É pelo testemunho de alguns escritores que se tem notícia da sua actividade literária desta época. Sabe-se que escreve textos para teatro e muita poesia, que lamentavelmente se perderam, talvez no incêndio de sua casa. Escreve Pessoa no seu diário, com data de 30.03.1913: «Das 2 e ¼ às 4 e ½ em casa de António Ferro a ouvir-lhe três peças. - Leu duas. - Depois, para a Baixa com ele.»  

Corresponde-se muito com Sá-Carneiro, então em Paris, numa ansiosa traficância de versos e apreciações. Numa dessas cartas, publicada no Diário Popular (24-1-1914), Sá-Carneiro considera um dos seus sonetos «lindo, lindo, impecável».  
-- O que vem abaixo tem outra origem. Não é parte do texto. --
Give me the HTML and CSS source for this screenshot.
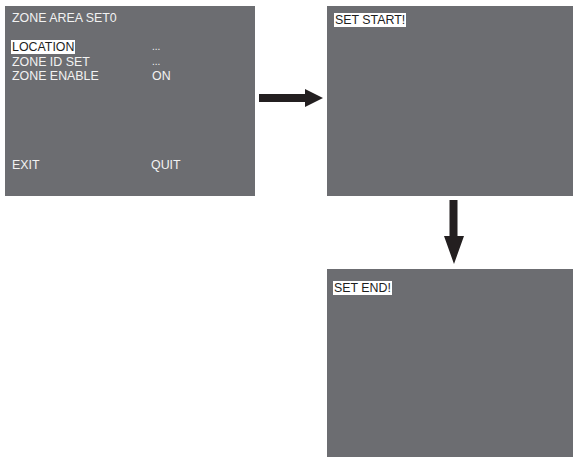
FILE: index.html
```html
<!DOCTYPE html>
<html>
  <head>
    <title>Zone Area Set</title>
    <link rel="stylesheet" href="styles.css">
  </head>
  <body>
    <div class="flow">
      <div class="screen menu">
        <div class="menu-title">ZONE AREA SET0</div>
        <div class="menu-list">
          <span class="label"><span class="selected">LOCATION</span></span>
          <span class="value dots">...</span>
          <span class="label">ZONE ID SET</span>
          <span class="value dots">...</span>
          <span class="label">ZONE ENABLE</span>
          <span class="value">ON</span>
        </div>
        <div class="menu-list menu-foot">
          <span class="label">EXIT</span>
          <span class="value">QUIT</span>
        </div>
      </div>

      <div class="arrow-cell">
        <svg class="arrow-right" width="64" height="18" viewBox="0 0 64 18">
          <path d="M0 5 H46 V0 L64 9 L46 18 V13 H0 Z" fill="#231f20"/>
        </svg>
      </div>

      <div class="screen start">
        <span class="selected">SET START!</span>
      </div>

      <div></div>
      <div></div>

      <div class="arrow-cell">
        <svg class="arrow-down" width="20" height="64" viewBox="0 0 20 64">
          <path d="M5.5 0 H13.5 V36 H20 L10 64 L0 36 H5.5 Z" fill="#231f20"/>
        </svg>
      </div>

      <div></div>
      <div></div>

      <div class="screen end">
        <span class="selected">SET END!</span>
      </div>
    </div>
  </body>
</html>
```

FILE: styles.css
```css
body {
  margin: 0;
  padding: 6px 0 0 5px;
  background: #ffffff;
  font-family: "Liberation Sans", Arial, sans-serif;
  font-size: 12.4px;
  line-height: 14.5px;
}
.flow {
  display: grid;
  grid-template-columns: 250px 72px 246px;
  grid-template-rows: 190px 73px 188px;
}
.screen {
  background-color: #6c6d71;
  color: #f2f2f2;
}
.menu {
  display: flex;
  flex-direction: column;
  padding: 5px 7px 24px 7px;
  box-sizing: border-box;
}
.menu-title {
  margin-bottom: 14.5px;
}
.menu-list {
  display: grid;
  grid-template-columns: 140px auto;
}
.menu-foot {
  margin-top: auto;
  grid-template-columns: 139px auto;
}
.selected {
  background-color: #ffffff;
  color: #1e1e1e;
  padding: 0 1px;
  margin-left: -1px;
}
.dots {
  font-size: 10px;
}
.start {
  padding: 7px 8px;
}
.end {
  padding: 12px 7px;
}
.arrow-cell {
  display: flex;
  align-items: flex-start;
}
.arrow-right {
  margin: 83px 0 0 4px;
}
.arrow-down {
  margin: 4px 0 0 117px;
}
```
Num poema que se publicará décadas mais tarde, no seu livro «Saudades de Mim», esboça um auto-retrato desta época:

Um rapaz com vinte anos,

olhos brilhantes,

magro,

com todos os sonhos ainda por viver

à flor da pele…

Sincero

na sua insinceridade,

no seu artifício,

dizendo frases,

para espantar os outros

e se espantar a si próprio,

como se a inteligência

fosse um brinquedo

que Deus lhe tivesse dado…

(…)

O seu próprio gesto inseguro,

aquela audácia tímida,

aquele desafio constante

à sua alma reservada…

Em Março de 1915, sai o primeiro número daquela que foi a efémera mas decisiva revista que implantou a bandeira do futurismo em Portugal: a Orpheu. No primeiro número, os directores são Luís de Montalvor e Ronald de Carvalho, e, no segundo, já figuram como directores Fernando Pessoa e Mário de Sá-Carneiro – correspondendo o nº 1 ao trimestre de Janeiro a Março e o nº 2 ao de Abril a Junho.  

Drástica, exuberante e provocadora por intenção, é o órgão mais visível do modernismo literário português. Nela figuram entre os seus fundadores, além dos já citados, Almada Negreiros, José Pacheco, Armando Côrtes-Rodrigues (Violante de Cisneiros), Raul Leal (Henoch), Alfredo Guizado e Eduardo Guimarães.   

António Ferro é o mais novo do grupo. Em ambos os números (os únicos publicados) o editor é ele já que, segundo Alfredo Guisado, era o único menor de 21 anos e, «se surgisse qualquer complicação, a sua responsabilidade não teria consequências». (In Autores, Novembro de 1960.)

António Quadros, num artigo para o Diário de Notícias (14.11.1957), ilumina esta fase já longínqua de seu pai: «Em pleno centro de Lisboa, no Rossio, surgiu há pouco tempo remodelado o velho restaurante «Irmãos Unidos», onde o grupo costumava reunir-se, pois o poeta Alfredo Guisado era filho do proprietário.»